§ PROBLEM TO WORK ON: Pick out each line containing the string "code" and copy it.

§ RECORDS:
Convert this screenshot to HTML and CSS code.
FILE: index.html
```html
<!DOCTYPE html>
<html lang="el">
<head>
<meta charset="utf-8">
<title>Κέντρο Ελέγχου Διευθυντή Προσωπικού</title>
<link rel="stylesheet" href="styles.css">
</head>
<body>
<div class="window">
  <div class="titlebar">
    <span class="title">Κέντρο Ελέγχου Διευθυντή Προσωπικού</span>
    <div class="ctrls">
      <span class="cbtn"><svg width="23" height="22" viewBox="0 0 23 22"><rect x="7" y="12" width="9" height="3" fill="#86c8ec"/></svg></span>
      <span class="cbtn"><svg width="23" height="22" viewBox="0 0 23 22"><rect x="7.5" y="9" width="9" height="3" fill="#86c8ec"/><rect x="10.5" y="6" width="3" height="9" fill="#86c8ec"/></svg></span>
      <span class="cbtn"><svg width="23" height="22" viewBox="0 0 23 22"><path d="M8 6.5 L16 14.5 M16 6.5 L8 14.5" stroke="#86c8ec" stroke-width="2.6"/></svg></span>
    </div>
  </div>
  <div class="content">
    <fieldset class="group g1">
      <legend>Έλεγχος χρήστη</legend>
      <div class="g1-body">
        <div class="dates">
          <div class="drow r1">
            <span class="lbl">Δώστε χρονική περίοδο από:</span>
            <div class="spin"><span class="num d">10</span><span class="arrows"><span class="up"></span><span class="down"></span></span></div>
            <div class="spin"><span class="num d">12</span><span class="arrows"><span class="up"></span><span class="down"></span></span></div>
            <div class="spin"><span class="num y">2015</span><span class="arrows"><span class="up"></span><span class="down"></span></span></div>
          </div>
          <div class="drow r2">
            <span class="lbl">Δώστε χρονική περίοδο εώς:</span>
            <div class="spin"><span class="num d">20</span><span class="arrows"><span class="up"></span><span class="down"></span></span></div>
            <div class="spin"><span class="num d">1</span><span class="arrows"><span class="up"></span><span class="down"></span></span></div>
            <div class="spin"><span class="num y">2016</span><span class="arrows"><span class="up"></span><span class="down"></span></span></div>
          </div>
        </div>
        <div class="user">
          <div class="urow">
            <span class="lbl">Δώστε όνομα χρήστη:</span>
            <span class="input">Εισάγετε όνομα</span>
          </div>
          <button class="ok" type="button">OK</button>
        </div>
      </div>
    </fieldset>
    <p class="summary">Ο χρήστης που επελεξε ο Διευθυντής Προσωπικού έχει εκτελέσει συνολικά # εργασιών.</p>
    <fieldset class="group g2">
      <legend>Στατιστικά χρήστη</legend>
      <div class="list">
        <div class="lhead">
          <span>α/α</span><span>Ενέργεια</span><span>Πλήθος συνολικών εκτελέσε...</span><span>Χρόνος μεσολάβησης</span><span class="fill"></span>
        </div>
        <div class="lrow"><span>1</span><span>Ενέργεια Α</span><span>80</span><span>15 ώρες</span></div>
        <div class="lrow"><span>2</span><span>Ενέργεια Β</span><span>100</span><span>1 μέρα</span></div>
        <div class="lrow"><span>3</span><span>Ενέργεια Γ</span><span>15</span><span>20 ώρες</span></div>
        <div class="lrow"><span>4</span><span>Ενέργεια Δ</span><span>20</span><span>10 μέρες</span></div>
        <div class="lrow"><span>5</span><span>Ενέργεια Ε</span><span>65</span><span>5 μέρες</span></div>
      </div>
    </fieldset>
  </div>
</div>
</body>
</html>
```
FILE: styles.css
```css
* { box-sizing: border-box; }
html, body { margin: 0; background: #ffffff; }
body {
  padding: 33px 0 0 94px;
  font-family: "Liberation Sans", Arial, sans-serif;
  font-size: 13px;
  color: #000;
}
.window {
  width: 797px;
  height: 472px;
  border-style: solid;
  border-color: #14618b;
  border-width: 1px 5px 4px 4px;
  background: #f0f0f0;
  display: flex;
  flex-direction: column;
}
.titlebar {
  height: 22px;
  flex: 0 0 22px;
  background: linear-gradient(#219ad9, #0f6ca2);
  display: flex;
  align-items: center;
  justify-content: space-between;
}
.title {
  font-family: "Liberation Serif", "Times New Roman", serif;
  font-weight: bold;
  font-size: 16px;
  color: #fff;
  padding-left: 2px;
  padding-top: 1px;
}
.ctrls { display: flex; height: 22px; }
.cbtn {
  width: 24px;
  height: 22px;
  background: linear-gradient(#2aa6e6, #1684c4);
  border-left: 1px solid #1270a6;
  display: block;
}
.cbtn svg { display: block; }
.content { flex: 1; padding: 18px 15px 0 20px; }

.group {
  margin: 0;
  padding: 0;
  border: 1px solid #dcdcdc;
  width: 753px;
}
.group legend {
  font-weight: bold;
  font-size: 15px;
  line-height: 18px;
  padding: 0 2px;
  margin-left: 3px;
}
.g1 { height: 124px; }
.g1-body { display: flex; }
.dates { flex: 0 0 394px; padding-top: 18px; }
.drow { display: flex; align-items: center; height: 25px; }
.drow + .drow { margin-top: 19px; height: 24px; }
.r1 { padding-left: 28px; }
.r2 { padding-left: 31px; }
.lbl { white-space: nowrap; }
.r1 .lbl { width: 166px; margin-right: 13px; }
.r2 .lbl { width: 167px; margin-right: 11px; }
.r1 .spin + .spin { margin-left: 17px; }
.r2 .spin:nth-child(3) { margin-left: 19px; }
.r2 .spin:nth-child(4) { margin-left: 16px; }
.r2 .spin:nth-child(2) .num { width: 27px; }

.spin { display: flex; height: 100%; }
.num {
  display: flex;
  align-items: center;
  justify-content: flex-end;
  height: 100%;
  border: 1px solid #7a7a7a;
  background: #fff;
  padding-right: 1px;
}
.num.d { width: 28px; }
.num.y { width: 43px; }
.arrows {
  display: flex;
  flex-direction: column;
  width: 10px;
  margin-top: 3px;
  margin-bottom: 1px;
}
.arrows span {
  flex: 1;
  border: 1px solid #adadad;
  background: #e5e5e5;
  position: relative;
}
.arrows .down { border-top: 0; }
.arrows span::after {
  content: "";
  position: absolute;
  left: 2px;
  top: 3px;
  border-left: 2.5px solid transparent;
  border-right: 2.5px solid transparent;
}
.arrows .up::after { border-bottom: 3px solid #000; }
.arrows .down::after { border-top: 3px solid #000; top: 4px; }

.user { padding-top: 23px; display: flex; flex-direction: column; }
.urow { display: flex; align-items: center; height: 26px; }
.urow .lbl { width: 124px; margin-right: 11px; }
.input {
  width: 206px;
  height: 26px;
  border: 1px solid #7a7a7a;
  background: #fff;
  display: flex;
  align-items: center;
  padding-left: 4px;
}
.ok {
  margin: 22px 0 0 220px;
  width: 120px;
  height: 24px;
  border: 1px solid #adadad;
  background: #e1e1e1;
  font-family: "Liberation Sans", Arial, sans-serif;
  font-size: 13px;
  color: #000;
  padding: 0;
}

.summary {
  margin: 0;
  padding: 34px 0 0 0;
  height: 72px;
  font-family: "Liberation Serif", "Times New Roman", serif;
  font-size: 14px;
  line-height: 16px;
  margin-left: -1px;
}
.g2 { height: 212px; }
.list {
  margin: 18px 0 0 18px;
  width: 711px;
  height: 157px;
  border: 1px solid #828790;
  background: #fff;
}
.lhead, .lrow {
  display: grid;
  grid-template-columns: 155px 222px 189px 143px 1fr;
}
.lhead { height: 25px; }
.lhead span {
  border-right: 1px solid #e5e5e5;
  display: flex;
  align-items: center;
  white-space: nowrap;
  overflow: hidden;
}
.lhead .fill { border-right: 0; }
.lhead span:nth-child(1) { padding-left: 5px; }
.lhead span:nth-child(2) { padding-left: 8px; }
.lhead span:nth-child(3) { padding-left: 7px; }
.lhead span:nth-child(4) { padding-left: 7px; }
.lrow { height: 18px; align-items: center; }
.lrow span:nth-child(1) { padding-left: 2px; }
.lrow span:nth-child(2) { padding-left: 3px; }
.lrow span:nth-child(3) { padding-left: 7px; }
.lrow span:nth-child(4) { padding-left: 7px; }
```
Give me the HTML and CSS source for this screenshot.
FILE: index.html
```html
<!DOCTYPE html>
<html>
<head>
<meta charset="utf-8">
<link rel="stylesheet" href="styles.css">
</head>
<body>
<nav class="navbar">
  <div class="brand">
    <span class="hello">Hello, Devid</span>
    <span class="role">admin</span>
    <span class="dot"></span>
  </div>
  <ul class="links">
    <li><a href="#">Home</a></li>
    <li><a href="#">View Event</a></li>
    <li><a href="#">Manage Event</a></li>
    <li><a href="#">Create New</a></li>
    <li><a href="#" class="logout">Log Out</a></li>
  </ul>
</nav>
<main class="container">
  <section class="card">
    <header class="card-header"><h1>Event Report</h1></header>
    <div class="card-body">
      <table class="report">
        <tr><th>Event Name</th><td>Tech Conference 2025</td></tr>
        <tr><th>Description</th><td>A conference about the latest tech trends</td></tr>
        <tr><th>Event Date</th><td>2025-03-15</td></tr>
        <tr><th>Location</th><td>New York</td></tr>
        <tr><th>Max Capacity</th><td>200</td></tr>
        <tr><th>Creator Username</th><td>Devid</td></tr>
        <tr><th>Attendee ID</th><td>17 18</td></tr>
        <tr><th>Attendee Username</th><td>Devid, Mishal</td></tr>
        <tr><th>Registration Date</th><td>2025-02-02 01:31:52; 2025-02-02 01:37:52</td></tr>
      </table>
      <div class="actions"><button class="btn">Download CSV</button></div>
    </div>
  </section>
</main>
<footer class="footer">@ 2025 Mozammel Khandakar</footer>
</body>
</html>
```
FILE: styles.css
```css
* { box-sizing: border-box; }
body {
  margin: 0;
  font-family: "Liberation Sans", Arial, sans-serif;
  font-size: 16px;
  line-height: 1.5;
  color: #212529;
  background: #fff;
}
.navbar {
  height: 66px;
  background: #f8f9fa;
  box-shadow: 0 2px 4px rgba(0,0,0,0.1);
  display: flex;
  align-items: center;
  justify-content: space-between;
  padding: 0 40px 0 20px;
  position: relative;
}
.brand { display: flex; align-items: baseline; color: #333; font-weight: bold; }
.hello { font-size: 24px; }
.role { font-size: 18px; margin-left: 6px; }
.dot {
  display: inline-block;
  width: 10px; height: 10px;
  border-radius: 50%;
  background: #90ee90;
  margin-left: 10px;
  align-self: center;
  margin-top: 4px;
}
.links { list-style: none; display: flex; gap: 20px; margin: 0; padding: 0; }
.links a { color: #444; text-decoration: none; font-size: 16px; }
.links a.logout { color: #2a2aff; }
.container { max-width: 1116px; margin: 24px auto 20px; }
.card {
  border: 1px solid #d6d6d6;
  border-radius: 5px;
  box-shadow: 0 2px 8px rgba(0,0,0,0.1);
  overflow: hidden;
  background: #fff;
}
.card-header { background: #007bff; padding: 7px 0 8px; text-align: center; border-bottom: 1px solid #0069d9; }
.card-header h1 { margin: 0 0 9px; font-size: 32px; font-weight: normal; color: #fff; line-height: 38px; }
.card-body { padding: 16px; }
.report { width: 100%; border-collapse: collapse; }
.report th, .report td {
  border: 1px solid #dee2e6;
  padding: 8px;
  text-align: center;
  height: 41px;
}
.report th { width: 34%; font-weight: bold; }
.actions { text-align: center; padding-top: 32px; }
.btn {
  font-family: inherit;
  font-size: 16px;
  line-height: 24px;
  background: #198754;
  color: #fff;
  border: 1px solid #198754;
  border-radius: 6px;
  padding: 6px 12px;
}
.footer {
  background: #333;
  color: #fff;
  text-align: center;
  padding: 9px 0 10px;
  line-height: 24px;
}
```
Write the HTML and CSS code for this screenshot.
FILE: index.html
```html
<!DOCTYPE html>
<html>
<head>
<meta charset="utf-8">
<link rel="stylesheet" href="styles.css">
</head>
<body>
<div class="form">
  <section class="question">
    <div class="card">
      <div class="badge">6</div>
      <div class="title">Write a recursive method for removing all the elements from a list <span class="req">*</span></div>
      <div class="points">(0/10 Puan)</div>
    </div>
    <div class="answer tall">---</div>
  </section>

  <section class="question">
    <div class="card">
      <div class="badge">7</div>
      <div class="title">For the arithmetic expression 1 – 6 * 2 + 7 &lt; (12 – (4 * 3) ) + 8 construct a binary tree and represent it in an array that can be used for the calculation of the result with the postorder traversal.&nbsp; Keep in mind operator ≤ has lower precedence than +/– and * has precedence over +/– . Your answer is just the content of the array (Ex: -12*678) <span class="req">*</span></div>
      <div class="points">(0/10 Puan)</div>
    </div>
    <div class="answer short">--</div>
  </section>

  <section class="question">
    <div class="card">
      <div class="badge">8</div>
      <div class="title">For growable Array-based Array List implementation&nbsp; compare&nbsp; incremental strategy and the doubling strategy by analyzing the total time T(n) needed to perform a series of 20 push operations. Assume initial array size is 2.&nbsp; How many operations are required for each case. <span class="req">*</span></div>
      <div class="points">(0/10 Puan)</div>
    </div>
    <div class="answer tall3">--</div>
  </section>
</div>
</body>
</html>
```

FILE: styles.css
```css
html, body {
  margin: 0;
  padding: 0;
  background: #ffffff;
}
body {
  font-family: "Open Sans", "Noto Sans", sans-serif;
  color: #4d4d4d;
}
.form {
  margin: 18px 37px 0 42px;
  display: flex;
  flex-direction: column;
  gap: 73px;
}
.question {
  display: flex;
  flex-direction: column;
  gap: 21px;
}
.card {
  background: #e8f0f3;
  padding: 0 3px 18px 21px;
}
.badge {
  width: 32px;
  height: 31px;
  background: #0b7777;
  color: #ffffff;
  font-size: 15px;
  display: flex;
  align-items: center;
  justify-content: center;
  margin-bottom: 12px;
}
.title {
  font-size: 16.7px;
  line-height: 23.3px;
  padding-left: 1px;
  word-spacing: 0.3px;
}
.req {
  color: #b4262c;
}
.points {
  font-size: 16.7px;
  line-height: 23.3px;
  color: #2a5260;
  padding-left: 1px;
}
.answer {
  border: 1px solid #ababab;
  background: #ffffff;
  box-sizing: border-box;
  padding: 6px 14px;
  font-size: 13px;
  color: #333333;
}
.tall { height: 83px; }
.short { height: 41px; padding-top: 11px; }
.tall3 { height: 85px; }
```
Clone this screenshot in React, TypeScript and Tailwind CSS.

§ TASK ANSWER:
Convert this screenshot to HTML and CSS code.
Write the HTML and CSS code for this screenshot.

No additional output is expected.